Winning Captions
First place: Finally the bass gets to shine! by Valerie Matthews (Cello, Ashton, MD)
Second place: This is what I get for hanging around with pine trees! by Peggy Reynolds (Violin/Viola, Jersey City, NJ)
Third place: Let me back in and I swear I’ll play in tune! by Matthew Greenbaum (Composer/Recorder, Paris, France and New York, NY)
ACMP’s 4th annual Holiday Caption Contest was a success, with 69 captions from 41 ACMP members. I am not sure I would have been able to come up with a caption for this year’s cartoon…So – congratulations to all of you who exercised your wit and imagination to come up with a wide array of fun interpretations of my cartoon.
There is literally nothing as subjective as humor, and from my perspective, everyone who sent a caption (or up to three) was a winner. Reading all of your captions is a highlight of the holiday season for me! Thanks to all who submitted captions and to the team of people who helped choose this year’s winners.
And stay tuned – soon you will be able to purchase ACMP holiday cards with this year’s winning caption in the ACMP Store.

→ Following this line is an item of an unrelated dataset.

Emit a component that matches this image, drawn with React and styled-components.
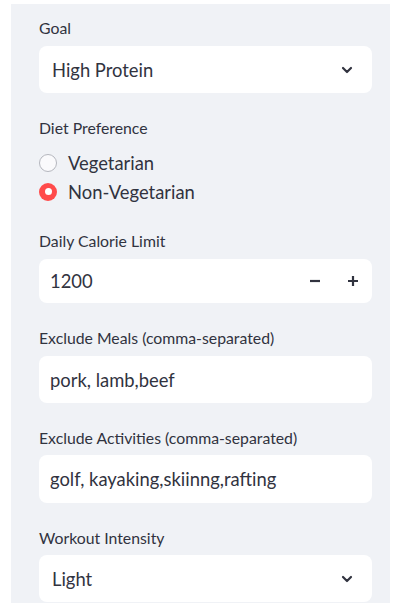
import React from "react";
import styled, { createGlobalStyle } from "styled-components";

const Global = createGlobalStyle`
  html, body { margin: 0; padding: 0; background: #ffffff; }
  body { font-family: Lato, "Liberation Sans", sans-serif; color: #31333f; }
  * { box-sizing: border-box; }
`;

const Page = styled.div`
  padding: 4px 0 0 11px;
  width: 418px;
  height: 613px;
`;

const Panel = styled.div`
  width: 379px;
  height: 599px;
  background: #f0f2f6;
  padding: 13px 18px 0 28px;
  overflow: hidden;
  display: flex;
  flex-direction: column;
  gap: 24px;
`;

const Field = styled.div`
  display: flex;
  flex-direction: column;
`;

const Label = styled.div`
  font-size: 15.8px;
  line-height: 22px;
  height: 22px;
  margin-bottom: ${(p) => p.$gap ?? 7}px;
  color: #31333f;
`;

const Box = styled.div`
  height: ${(p) => p.$h ?? 47}px;
  background: #ffffff;
  border-radius: 8px;
  display: flex;
  align-items: center;
  padding-left: ${(p) => p.$pl ?? 13}px;
  font-size: 18.4px;
  color: #31333f;
`;

const Value = styled.span`
  flex: 1;
  white-space: nowrap;
`;

const Chevron = styled.svg`
  width: 14px;
  height: 14px;
  margin-right: 18px;
`;

const Step = styled.div`
  width: 38px;
  height: 100%;
  display: flex;
  align-items: center;
  justify-content: center;
`;

const RadioList = styled.div`
  display: flex;
  flex-direction: column;
  margin-top: 1px;
`;

const RadioRow = styled.div`
  height: 29px;
  display: flex;
  align-items: center;
  gap: 11px;
  font-size: 18.4px;
`;

const Dot = styled.span`
  width: 18px;
  height: 18px;
  border-radius: 50%;
  flex: none;
  background: ${(p) => (p.$on ? "#ff4b4b" : "#fafafc")};
  border: ${(p) => (p.$on ? "none" : "1px solid #b5b7be")};
  display: flex;
  align-items: center;
  justify-content: center;
  &::after {
    content: "";
    display: ${(p) => (p.$on ? "block" : "none")};
    width: 7px;
    height: 7px;
    border-radius: 50%;
    background: #ffffff;
  }
`;

const Down = () => (
  <Chevron viewBox="0 0 14 14">
    <path d="M3 5 L7 9 L11 5" fill="none" stroke="#31333f" strokeWidth="2.2" strokeLinecap="round" strokeLinejoin="round" />
  </Chevron>
);

const Minus = () => (
  <svg width="14" height="14" viewBox="0 0 14 14">
    <path d="M2 7 H12" stroke="#31333f" strokeWidth="2.2" />
  </svg>
);

const Plus = () => (
  <svg width="14" height="14" viewBox="0 0 14 14">
    <path d="M2 7 H12 M7 2 V12" stroke="#31333f" strokeWidth="2.2" />
  </svg>
);

export default function App() {
  return (
    <Page>
      <Global />
      <Panel>
        <Field>
          <Label>Goal</Label>
          <Box>
            <Value>High Protein</Value>
            <Down />
          </Box>
        </Field>
        <Field>
          <Label $gap={8}>Diet Preference</Label>
          <RadioList>
            <RadioRow>
              <Dot />
              Vegetarian
            </RadioRow>
            <RadioRow>
              <Dot $on />
              Non-Vegetarian
            </RadioRow>
          </RadioList>
        </Field>
        <Field>
          <Label>Daily Calorie Limit</Label>
          <Box $h={44} $pl={11}>
            <Value>1200</Value>
            <Step><Minus /></Step>
            <Step><Plus /></Step>
          </Box>
        </Field>
        <Field>
          <Label>Exclude Meals (comma-separated)</Label>
          <Box $pl={11}>
            <Value>pork, lamb,beef</Value>
          </Box>
        </Field>
        <Field>
          <Label $gap={6}>Exclude Activities (comma-separated)</Label>
          <Box $pl={11} $h={48}>
            <Value>golf, kayaking,skiinng,rafting</Value>
          </Box>
        </Field>
        <Field>
          <Label $gap={6}>Workout Intensity</Label>
          <Box>
            <Value>Light</Value>
            <Down />
          </Box>
        </Field>
      </Panel>
    </Page>
  );
}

Valerie Matthews, after a long career in software development, support, and sales, is now spending as much time as possible either involved in musical activities or being outdoors. An avid chamber-music cellist in the Washington, DC area, she also plays viola and lute in two DC-based Hungarian folk bands and occasionally dabbles with the double bass. She serves on the board of the Friday Morning Music Club Foundation, which runs international music competitions. Her outdoor activities include volunteering as a Montgomery County (MD) Weed Warrior, removing invasive weeds from county parks.
Connect with Valerie through the ACMP Players Directory


Like many violists, Peggy Reynolds began with violin lessons which occurred in the Kearny NJ public schools, eventually turning to private instruction. While her interests in violin grew, by age 17, life, college, making a living, etc. got in the way. The violin was on sabbatical for about a decade. After obtaining her degree in accounting in 1978 she decided to return to her real interests: buying a house and resuming violin playing in some local orchestral setting (but yes, keeping my day job). God smiled and both endeavors bloomed. Peggy even fell in love with Herb, a concert master in a local opera company, who moved into her new house, became her spouse and mentor, and created an idyllic setting for the next 22 years of playing together in various orchestras, operas, travels to California and attending musical instrument auctions, like Skinner in Boston back in the 1990’s. That’s where in 1992 Peggy scratched her nose during the bidding and wound up owning her first viola (not really, just love to tell that story!) Peggy honed viola skills and in the ensuing few years P&H played at many special occasions, and even few artist gallery openings in SOHO. P&H also briefly co-managed the Bergen Philharmonic Orchestra, NJ. Alas, in 2001 Herb departed this earth way too soon.
So, since 2002 Peggy has been playing violin or viola (whatever was required) in community orchestras throughout northern NJ, even getting involved in management and recruiting players. Since 2011 she has been the treasurer and business anchor for the Society of Musical Arts, an orchestra founded in 1981 by renowned violin teacher and author Samuel Applebaum (father of violist Michael Tree). During covid, thanks to an ACMP group zoom in 2021, Peggy serendipitously got reacquainted with a pianist high school classmate living in the DC area, and for a brief time they played long distance piano/string duos via Jamulus.
Married in 2007, Peggy lives with her wonderful husband Al (not a violinist, but a great supporter of the arts and me, not to mention my own personal computer guru) in Jersey City, NJ.
Connect with Peggy through the ACMP Players Directory


Matthew Greenbaum is a composer of instrumental and electronic music, and also combines live instruments with his own animations. A native New Yorker, he is currently living in Paris on an artists’ residency. He has also published articles on Stefan Wolpe (with whom he studied), Mario Davidovsky (with whom he also studied), Schoenberg, Varèse, Bach, and musical surrealism.
He has been a compulsive captioner from an early age and has won the New Yorker caption competition, accompanying a drawing of two angels with bicycles with “I thought we were getting eternal rest.”
He has captioned these notes, “for Stephanie Griffin,” and captioned that caption, “in re: for Stephanie Griffin.”
He has further captioned all of the above as “Nested Captions, a Study in Infinite Recession” by Matthew Greenbaum
Connect with Matthew through the ACMP Players Directory
Congratulations to all of our winners and to everyone who came up with an original caption for my cartoon!